AIM
Locate the lines of the listing below that hold "React", then copy each of them.
=====
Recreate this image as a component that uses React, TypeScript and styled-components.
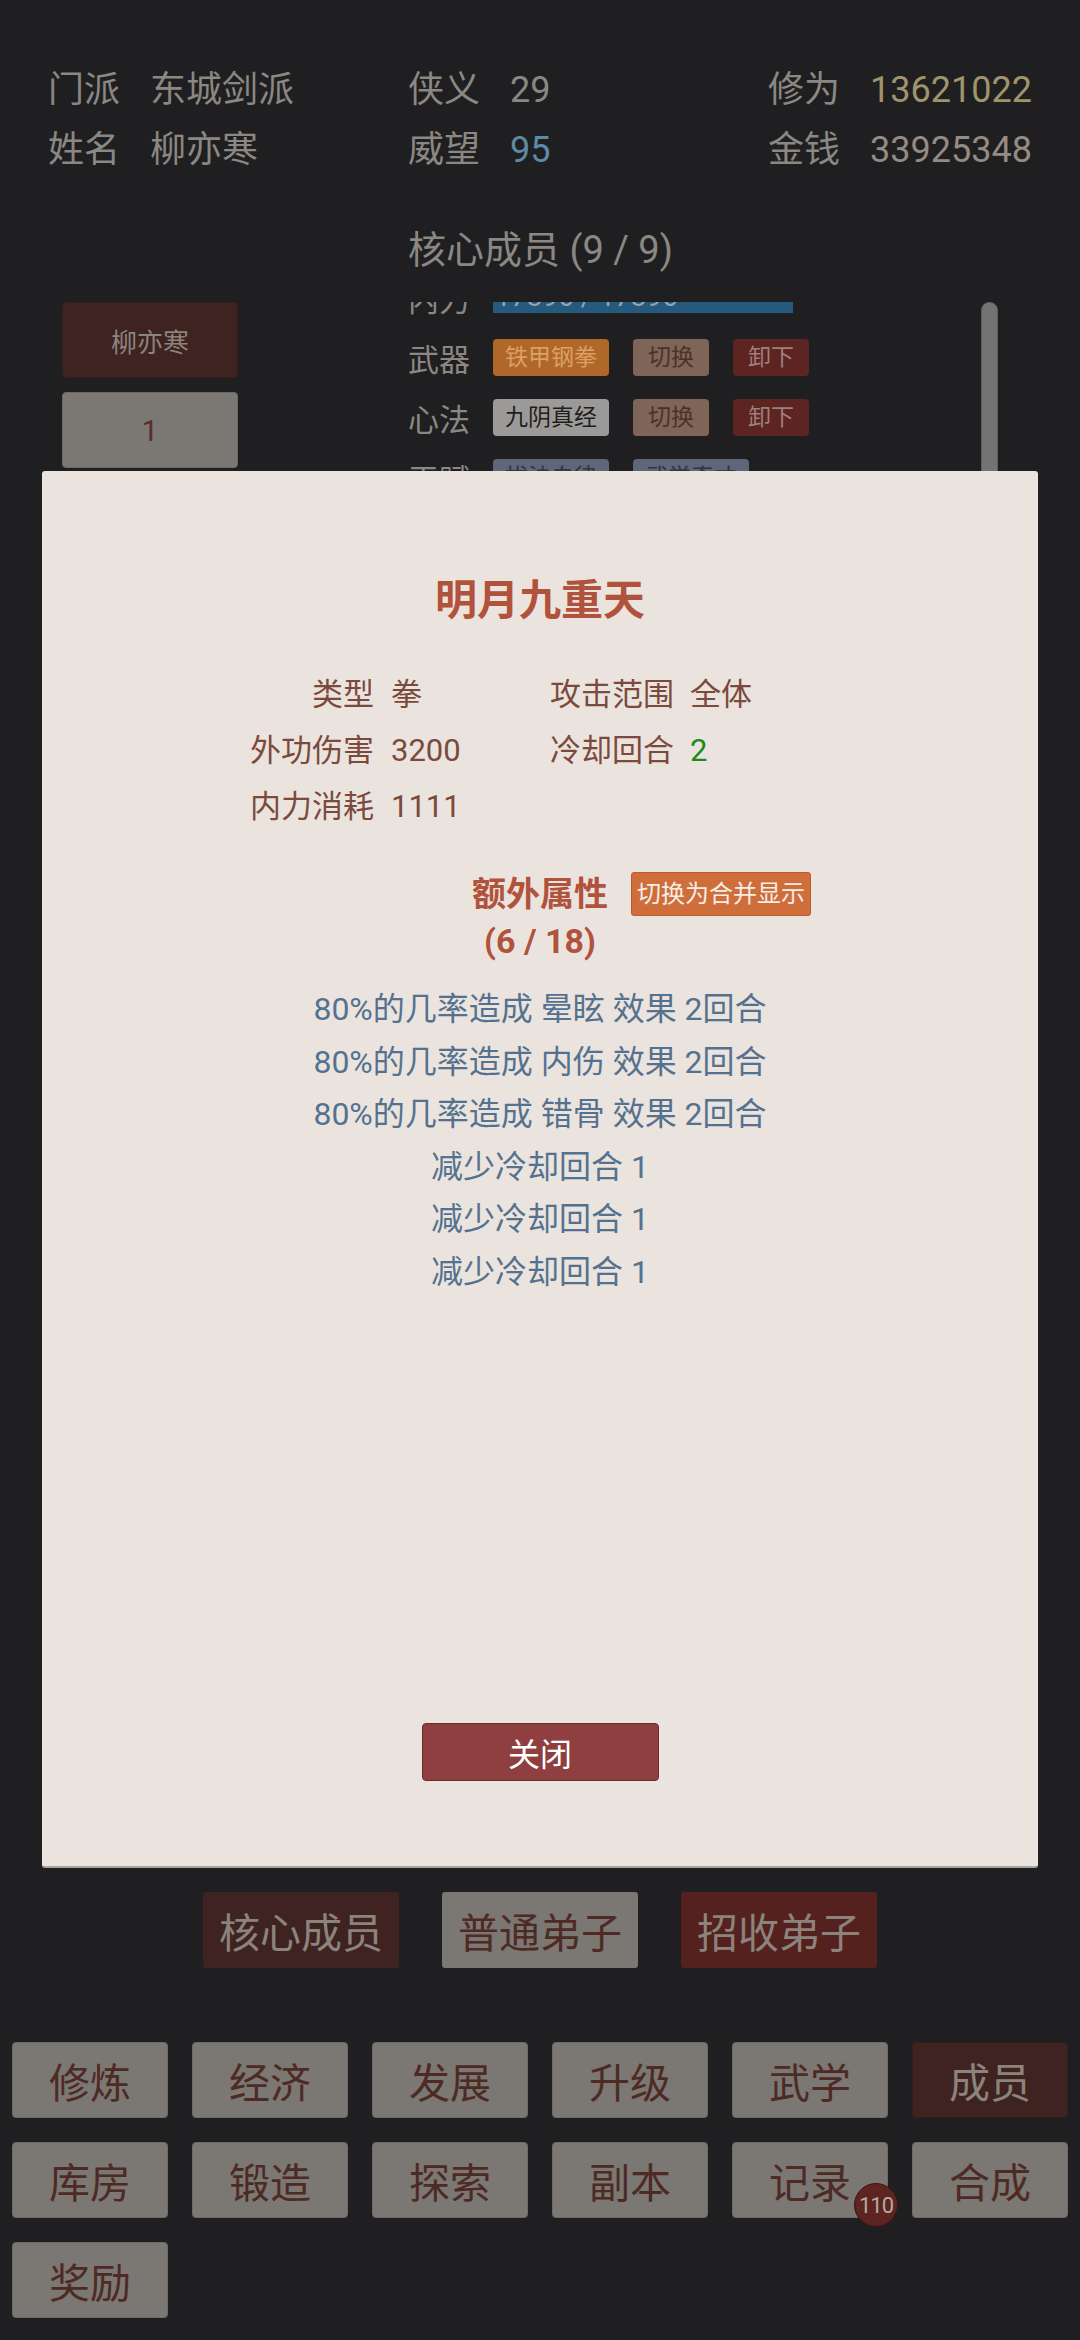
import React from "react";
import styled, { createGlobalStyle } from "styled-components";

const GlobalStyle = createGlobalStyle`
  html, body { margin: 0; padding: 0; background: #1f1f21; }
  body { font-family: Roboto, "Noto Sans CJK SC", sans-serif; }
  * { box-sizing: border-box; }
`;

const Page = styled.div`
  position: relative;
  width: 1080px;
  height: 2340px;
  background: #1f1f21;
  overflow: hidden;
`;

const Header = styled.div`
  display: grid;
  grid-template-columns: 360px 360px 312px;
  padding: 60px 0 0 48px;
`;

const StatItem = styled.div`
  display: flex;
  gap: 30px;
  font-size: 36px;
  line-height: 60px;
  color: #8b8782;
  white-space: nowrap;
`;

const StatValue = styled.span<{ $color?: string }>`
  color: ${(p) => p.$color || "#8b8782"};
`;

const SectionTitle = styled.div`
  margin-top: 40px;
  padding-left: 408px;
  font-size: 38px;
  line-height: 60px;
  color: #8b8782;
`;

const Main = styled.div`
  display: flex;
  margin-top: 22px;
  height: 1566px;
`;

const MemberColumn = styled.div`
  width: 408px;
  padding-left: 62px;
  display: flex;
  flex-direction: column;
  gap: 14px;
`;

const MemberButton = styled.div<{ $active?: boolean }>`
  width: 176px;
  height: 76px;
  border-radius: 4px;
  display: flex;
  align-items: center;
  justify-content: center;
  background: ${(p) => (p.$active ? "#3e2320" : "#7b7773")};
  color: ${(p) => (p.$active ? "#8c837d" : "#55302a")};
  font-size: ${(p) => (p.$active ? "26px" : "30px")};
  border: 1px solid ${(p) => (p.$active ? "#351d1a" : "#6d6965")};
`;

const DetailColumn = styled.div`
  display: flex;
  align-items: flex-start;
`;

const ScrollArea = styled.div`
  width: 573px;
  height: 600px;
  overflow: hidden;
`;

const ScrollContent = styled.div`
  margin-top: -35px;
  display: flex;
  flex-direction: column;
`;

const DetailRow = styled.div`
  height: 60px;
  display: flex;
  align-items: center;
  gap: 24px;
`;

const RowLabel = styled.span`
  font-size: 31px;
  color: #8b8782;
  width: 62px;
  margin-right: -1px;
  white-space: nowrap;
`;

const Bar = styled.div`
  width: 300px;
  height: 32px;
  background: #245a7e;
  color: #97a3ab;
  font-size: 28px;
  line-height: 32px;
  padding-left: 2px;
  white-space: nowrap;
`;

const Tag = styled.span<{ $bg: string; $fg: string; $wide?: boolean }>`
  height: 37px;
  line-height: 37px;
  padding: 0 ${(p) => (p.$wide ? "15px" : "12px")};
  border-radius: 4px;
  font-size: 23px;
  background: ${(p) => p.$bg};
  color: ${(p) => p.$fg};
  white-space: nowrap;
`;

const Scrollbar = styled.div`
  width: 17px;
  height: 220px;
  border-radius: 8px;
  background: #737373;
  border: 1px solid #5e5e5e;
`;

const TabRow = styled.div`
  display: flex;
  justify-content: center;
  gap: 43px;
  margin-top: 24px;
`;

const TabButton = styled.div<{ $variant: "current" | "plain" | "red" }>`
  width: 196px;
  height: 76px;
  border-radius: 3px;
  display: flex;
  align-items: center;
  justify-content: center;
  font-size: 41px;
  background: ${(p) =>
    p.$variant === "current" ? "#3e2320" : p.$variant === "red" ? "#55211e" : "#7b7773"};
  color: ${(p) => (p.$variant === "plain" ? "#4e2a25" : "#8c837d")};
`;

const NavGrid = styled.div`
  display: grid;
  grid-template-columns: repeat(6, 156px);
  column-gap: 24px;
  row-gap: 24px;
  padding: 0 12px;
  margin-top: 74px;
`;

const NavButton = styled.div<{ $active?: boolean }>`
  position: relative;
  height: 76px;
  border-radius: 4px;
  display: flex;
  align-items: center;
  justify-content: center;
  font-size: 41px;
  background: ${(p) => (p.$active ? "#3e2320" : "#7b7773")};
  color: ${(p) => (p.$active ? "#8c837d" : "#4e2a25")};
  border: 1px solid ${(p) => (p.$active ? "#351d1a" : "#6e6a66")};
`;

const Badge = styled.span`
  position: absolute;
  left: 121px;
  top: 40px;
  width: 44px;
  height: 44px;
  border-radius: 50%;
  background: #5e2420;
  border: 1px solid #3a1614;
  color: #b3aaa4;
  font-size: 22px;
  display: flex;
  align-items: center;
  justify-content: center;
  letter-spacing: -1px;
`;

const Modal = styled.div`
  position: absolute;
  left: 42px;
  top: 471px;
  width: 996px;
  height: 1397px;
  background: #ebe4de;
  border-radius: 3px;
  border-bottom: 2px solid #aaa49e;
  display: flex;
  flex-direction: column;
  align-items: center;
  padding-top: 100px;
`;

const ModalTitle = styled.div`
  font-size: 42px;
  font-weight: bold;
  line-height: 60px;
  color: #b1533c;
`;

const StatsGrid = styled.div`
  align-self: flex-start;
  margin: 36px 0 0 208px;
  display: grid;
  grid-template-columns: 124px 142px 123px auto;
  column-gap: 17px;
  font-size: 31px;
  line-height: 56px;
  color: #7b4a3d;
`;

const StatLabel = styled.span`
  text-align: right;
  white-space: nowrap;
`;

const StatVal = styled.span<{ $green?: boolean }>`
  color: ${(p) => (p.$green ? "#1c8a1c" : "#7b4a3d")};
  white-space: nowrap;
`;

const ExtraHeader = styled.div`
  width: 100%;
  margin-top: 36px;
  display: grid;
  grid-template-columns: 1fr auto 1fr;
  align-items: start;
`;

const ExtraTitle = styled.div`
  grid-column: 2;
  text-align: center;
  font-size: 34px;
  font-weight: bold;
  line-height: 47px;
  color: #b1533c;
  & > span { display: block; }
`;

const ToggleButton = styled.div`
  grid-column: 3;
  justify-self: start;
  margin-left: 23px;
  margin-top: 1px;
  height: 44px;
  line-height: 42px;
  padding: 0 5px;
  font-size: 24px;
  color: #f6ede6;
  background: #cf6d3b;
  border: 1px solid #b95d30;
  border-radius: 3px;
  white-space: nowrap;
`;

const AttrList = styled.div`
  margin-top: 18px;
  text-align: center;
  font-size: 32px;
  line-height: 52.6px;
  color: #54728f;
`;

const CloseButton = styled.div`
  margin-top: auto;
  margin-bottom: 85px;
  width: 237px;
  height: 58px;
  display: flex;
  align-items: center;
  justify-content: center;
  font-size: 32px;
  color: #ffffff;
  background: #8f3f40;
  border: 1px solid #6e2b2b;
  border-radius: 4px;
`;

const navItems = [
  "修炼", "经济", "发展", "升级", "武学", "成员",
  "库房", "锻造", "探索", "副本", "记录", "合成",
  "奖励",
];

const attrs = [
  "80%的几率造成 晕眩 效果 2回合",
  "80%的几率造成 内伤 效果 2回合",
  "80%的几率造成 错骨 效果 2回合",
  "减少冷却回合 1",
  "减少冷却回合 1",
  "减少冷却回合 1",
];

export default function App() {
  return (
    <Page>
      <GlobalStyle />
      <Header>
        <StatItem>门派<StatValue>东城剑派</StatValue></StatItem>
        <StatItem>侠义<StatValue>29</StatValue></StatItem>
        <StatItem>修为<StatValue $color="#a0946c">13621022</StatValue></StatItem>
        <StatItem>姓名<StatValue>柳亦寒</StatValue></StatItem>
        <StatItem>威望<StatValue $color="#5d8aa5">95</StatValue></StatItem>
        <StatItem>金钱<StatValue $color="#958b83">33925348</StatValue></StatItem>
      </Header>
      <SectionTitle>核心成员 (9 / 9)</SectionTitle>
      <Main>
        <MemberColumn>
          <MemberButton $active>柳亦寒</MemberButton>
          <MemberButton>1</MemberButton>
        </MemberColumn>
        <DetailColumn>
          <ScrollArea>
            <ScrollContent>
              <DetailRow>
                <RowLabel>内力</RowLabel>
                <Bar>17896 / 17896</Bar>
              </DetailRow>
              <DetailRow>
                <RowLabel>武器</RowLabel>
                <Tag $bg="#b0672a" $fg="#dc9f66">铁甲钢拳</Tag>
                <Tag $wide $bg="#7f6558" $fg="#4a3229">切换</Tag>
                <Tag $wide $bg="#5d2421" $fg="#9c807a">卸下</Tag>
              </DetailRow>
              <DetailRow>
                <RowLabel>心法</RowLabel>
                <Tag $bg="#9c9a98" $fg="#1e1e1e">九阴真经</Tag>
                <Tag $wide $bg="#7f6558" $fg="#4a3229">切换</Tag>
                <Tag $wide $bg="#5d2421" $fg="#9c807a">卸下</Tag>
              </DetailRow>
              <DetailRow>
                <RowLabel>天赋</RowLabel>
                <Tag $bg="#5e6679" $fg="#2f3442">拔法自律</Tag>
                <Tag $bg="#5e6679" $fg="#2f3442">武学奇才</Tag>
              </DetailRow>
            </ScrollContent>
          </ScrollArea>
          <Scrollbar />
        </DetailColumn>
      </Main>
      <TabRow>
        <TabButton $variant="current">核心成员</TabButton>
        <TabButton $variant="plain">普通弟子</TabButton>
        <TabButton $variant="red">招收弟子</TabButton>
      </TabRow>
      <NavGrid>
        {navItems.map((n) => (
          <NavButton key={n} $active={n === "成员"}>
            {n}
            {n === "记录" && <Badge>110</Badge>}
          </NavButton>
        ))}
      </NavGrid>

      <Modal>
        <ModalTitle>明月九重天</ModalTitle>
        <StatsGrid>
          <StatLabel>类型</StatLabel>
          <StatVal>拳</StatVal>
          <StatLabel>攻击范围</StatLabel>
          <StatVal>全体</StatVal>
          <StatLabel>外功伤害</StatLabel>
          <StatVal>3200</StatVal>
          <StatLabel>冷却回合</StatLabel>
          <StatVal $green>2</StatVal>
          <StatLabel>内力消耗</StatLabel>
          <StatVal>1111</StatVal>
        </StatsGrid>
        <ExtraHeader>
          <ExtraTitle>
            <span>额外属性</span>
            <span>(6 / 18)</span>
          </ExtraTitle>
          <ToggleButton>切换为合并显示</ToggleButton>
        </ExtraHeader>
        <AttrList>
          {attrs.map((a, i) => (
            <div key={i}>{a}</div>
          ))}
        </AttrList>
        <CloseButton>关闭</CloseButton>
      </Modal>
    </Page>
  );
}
=====
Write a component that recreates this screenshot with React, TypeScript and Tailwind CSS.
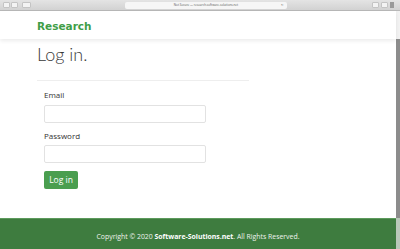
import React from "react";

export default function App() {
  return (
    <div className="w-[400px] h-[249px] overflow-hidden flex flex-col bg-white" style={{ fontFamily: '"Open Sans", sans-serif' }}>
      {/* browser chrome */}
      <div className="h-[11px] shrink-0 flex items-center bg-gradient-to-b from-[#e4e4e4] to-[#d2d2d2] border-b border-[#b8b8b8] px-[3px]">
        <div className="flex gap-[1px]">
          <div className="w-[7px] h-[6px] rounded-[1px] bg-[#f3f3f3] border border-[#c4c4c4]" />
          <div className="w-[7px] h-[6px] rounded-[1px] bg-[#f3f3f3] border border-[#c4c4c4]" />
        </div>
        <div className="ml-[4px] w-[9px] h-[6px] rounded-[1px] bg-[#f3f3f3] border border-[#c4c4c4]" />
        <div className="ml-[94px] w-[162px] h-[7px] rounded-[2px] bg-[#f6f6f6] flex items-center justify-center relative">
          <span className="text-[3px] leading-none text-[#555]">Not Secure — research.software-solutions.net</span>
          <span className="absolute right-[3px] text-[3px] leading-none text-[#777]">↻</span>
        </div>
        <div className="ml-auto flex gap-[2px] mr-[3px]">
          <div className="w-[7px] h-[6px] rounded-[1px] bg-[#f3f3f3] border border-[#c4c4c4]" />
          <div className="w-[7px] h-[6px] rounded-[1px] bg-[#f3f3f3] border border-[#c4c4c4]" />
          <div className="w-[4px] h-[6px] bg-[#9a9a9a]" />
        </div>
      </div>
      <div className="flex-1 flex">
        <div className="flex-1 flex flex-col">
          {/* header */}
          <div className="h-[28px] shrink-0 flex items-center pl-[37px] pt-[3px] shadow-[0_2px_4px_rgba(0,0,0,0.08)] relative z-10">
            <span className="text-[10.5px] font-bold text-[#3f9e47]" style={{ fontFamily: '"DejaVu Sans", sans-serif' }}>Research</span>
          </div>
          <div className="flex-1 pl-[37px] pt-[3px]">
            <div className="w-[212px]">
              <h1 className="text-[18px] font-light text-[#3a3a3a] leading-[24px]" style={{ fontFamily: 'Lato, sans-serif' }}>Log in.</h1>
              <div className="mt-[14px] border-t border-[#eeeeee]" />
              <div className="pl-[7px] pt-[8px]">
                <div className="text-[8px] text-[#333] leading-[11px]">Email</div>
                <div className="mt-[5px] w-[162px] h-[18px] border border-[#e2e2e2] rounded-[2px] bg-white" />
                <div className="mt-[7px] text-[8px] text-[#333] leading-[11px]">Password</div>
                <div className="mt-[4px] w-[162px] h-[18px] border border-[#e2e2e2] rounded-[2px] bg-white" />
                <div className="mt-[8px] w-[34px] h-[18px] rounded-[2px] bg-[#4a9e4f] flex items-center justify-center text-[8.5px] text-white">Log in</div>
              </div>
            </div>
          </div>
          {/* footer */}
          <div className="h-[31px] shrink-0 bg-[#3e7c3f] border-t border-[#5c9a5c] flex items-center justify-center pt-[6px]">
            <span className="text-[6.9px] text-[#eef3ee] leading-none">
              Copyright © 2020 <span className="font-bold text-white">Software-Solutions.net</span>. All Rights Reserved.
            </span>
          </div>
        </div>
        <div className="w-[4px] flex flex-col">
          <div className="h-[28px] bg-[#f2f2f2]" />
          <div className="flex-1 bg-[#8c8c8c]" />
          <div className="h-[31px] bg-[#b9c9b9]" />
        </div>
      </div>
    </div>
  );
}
=====
RESPONSE TO THE TASK
Recreate this image as a component that uses React, TypeScript and styled-components.
import React from "react";
Write a component that recreates this screenshot with React, TypeScript and Tailwind CSS.
import React from "react";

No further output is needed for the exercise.